HABERTÜRK

Hırvatistan


30 Haziran 2013
Türkiye ile aynı gün, 2005 yılının Ekim ayında AB ile müzakereye başlayan Hırvatistan 35 başlığın tamamını noktalamış ve 1 Temmuz'da AB üyesi oluyormuş.

Haberi okuduğumda resmen içim cız etti. Üzüldüm...
Aradan geçen 8 yıllık süreç içinde Hırvatlar 35 başlığın tamamını kapatırlarken biz sadece 1 başlığı kapatabilmişiz.

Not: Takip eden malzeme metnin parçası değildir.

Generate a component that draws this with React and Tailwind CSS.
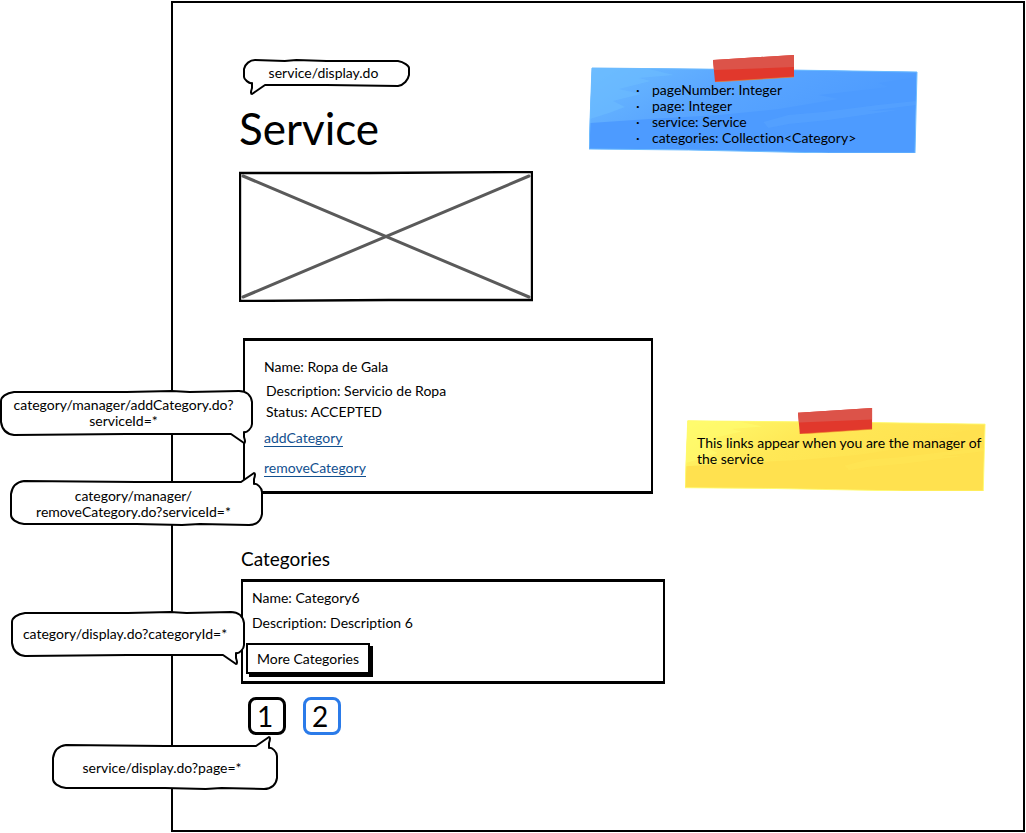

Halbuki son 10 yıldır yöneticilerimiz tarafından bizlere yansıtılan genel durum değerlendirmesi, her şeyin çok güzel geliştiği toz pembe bir Türkiye değil miydi? Başbakan meydanlarda tek tek yaptıkları icraatların mükemmeliklerini anlatmıyor muydu?

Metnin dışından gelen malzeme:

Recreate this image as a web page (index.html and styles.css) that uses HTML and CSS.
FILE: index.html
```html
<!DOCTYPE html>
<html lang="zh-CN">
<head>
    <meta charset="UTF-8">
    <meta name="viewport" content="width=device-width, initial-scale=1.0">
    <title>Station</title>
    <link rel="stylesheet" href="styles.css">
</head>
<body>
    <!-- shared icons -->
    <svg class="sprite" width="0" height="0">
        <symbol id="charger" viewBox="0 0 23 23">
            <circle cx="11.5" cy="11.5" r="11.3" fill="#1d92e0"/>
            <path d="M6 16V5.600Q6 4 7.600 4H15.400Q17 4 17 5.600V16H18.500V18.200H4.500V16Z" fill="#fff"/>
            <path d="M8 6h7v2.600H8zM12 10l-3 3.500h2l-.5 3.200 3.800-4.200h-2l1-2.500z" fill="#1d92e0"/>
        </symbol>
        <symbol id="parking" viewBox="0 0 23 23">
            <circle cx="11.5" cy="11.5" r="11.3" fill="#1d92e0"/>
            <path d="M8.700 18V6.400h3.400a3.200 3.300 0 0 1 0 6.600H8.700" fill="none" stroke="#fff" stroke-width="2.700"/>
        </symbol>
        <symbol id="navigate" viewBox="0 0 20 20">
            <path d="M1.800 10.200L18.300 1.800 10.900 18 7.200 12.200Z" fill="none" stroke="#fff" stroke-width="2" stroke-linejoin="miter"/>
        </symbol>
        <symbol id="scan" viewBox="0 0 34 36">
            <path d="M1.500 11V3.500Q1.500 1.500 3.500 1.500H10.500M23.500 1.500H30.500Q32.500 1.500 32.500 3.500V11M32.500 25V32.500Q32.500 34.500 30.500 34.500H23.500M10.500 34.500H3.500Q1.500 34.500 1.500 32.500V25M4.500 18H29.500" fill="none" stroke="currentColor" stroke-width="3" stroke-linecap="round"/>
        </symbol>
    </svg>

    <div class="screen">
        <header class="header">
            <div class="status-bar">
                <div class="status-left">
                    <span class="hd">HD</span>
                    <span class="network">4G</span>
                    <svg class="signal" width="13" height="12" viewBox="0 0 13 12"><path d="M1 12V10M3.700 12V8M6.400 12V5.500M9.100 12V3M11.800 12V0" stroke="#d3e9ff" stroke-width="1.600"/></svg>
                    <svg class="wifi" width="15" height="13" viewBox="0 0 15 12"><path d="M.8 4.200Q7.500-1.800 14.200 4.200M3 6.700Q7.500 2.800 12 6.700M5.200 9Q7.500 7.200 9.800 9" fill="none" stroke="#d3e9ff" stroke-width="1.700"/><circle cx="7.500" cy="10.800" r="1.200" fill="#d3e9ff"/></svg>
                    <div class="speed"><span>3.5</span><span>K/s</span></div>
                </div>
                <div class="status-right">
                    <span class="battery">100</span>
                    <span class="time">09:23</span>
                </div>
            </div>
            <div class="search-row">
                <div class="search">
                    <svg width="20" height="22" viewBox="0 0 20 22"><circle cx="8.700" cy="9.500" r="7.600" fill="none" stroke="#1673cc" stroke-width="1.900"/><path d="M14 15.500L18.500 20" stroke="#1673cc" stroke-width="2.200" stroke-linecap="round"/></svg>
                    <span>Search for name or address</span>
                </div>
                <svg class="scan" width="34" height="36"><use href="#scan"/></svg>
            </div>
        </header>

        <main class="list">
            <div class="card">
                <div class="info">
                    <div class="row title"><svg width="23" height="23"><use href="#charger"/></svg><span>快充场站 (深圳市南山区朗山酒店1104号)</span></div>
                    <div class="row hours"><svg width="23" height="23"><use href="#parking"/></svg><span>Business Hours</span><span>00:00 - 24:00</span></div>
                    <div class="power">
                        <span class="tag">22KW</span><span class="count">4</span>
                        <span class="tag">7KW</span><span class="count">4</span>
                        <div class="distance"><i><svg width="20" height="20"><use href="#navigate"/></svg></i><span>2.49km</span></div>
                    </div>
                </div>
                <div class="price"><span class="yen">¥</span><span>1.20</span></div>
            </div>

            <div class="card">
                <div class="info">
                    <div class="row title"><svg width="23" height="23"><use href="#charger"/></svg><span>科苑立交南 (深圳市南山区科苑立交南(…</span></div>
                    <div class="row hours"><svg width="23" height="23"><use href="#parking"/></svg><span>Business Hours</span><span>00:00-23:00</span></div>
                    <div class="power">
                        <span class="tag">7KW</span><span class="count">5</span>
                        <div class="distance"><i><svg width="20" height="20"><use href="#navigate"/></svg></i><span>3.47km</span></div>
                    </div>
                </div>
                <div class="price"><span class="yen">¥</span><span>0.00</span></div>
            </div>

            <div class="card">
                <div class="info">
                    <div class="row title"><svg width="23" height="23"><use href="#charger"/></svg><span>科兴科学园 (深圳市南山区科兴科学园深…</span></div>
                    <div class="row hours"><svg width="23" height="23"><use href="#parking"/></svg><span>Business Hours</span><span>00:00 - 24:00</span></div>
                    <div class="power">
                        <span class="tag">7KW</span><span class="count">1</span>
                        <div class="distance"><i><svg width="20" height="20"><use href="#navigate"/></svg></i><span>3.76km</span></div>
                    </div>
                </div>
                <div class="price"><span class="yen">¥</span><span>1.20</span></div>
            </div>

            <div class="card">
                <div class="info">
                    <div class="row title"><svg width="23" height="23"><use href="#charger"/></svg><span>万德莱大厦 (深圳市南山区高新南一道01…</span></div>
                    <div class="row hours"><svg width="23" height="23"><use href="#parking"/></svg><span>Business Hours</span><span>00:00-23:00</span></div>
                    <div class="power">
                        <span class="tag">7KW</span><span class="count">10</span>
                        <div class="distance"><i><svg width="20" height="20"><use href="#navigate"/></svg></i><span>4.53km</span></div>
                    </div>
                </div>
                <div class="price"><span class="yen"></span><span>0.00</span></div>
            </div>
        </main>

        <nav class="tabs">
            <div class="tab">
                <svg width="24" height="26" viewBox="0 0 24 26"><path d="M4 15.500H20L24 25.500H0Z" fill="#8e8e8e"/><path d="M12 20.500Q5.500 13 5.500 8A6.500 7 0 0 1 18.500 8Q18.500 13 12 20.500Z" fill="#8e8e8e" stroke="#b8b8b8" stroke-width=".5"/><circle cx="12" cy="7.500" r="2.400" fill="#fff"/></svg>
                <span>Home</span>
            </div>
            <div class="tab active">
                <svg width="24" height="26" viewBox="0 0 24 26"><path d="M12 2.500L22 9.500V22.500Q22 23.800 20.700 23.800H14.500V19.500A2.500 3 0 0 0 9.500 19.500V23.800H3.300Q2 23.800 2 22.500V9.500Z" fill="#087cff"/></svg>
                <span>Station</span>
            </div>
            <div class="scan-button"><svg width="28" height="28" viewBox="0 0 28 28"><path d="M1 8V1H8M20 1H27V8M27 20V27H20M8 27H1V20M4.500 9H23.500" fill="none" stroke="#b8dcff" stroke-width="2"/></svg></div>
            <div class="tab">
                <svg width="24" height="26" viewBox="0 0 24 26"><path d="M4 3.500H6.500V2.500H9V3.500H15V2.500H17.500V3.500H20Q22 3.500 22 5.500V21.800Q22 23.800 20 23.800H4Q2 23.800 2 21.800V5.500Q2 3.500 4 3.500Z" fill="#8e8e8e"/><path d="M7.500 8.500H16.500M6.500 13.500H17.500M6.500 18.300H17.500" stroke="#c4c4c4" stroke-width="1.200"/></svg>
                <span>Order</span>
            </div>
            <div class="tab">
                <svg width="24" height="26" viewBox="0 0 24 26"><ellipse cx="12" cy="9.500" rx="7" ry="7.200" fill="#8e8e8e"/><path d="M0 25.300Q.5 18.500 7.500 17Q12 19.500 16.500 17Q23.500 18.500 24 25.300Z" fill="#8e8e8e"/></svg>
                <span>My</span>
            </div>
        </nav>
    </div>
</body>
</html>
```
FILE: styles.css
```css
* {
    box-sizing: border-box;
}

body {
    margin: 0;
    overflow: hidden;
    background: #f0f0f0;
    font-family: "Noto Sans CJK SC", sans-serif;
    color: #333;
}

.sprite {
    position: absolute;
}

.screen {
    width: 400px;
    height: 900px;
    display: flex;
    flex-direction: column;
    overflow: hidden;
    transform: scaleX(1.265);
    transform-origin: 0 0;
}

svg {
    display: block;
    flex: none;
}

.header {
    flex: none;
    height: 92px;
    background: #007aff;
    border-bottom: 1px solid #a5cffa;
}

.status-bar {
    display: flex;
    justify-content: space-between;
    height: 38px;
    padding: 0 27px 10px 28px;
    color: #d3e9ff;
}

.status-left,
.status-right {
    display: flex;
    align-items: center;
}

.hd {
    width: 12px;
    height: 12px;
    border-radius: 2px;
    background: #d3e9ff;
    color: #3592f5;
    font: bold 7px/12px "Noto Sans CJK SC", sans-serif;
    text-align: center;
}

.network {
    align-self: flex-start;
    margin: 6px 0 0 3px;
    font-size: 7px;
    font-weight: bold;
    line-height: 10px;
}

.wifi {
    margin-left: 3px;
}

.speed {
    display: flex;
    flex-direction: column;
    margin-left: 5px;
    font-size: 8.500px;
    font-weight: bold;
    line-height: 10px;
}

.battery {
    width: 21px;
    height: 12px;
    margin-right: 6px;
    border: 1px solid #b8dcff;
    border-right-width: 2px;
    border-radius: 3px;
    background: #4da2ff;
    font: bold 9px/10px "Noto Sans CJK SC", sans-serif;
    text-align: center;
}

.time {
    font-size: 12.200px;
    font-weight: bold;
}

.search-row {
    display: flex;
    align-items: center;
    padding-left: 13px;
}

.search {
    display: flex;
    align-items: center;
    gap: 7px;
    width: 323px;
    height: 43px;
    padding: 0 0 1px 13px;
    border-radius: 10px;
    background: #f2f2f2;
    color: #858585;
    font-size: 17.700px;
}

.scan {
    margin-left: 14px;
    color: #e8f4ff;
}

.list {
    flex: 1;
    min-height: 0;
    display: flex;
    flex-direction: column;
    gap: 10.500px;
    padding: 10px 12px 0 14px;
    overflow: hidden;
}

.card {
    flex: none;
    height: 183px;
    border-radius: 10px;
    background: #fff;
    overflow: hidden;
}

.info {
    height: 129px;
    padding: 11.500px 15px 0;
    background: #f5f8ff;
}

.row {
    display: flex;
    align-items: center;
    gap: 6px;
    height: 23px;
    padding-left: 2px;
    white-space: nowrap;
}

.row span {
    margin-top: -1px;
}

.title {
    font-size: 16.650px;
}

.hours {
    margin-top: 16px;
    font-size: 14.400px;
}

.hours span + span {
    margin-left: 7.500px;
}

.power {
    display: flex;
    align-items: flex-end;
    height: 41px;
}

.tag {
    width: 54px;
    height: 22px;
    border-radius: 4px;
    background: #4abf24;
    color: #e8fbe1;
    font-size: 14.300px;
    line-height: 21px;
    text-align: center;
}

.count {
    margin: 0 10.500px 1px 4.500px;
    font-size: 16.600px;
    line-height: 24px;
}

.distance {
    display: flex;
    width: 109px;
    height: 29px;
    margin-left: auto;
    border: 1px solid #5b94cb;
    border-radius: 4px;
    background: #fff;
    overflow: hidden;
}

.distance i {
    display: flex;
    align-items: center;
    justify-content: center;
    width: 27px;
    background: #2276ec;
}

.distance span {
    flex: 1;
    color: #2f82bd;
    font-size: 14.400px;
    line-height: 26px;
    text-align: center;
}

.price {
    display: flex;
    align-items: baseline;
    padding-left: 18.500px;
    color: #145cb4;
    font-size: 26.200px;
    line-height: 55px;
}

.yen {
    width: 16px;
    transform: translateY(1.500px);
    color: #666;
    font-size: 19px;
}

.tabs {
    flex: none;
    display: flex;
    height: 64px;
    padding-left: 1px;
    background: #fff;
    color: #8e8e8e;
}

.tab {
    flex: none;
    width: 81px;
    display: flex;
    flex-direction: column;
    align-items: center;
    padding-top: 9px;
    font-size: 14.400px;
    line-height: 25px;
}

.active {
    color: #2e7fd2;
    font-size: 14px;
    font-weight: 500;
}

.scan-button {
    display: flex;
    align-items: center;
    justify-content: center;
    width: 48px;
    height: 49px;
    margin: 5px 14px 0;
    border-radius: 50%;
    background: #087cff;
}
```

Demek ki dışarıdan öyle gözükmüyormuş... Gelin önce AB'nin şart koştuğu ve Hırvatistan'ın sadece 8 yılda tamamlamayı başardığı 35 başlığı hatırlayalım;

1) Malların Serbest Dolaşımı 

2) İşçilerin Serbest Dolaşımı 

3) İş Kurma Hakkı ve Hizmet Sunumu Serbestisi 

4) Sermayenin Serbest Dolaşımı 

5) Kamu Alımları 

6) Şirketler Hukuku
7) Fikri Mülkiyet Hukuku 

8) Rekabet Politikası 

9) Mali Hizmetler 

10) Bilgi Toplumu ve Medya 

11) Tarım ve Kırsal Kalkınma 

12) Gıda Güvenliği, Veterinerlik ve Bitki Sağlığı 

13) Balıkçılık 

14) Taşımacılık Politikası 

15) Enerji 

16) Vergilendirme 

17) Ekonomik ve Parasal Politika 

18) İstatistik 

19) Sosyal Politika ve İstihdam 

20) İşletmeler ve Sanayi Politikası 

21) Trans-Avrupa Şebekeleri 

22) Bölgesel Politika ve Yapısal Araçların Koordinasyonu 

23) Yargı ve Temel Haklar 

24) Adalet, Özgürlük ve Güvenlik 

25) Bilim ve Araştırma 

26) Eğitim ve Kültür 

27) Çevre 

28) Tüketicinin ve Sağlığın Korunması 

29) Gümrük Birliği 

30) Dış İlişkiler 

31) Dış, Güvenlik ve Savunma Politikaları
32) Mali Kontrol 

33) Mali ve Bütçesel Hükümler 

34) Kurumlar 

35) Diğer Konular
Şimdi de günümüz Türkiye'sine bakacak olursak, son yıllarda yaşanan hukuk skandalları, ülkemizi yönetenlerin değişik demokrasi anlayışları, özgürlüklerin kısıtlanmaya çalışılması, işsizlik oranı, gıda skandalları, bilgi ve medya alanında ki sınırlamalar, dış ilişkilerimiz, her gün yeni bir komşuyla ya da Avrupa ülkesi ile kavgaya tutuşmamız, sağlık skandallarımız, dış borçlarımız, bölgesel problemlerimiz.. Vs...
Aynayı kendimize tuttuğumuzda AB'ye değil tam üyelik imtiyazlı ortak dahi olamayız.
Uyumayalım, uyutulmaya devam etmeyelim lütfen!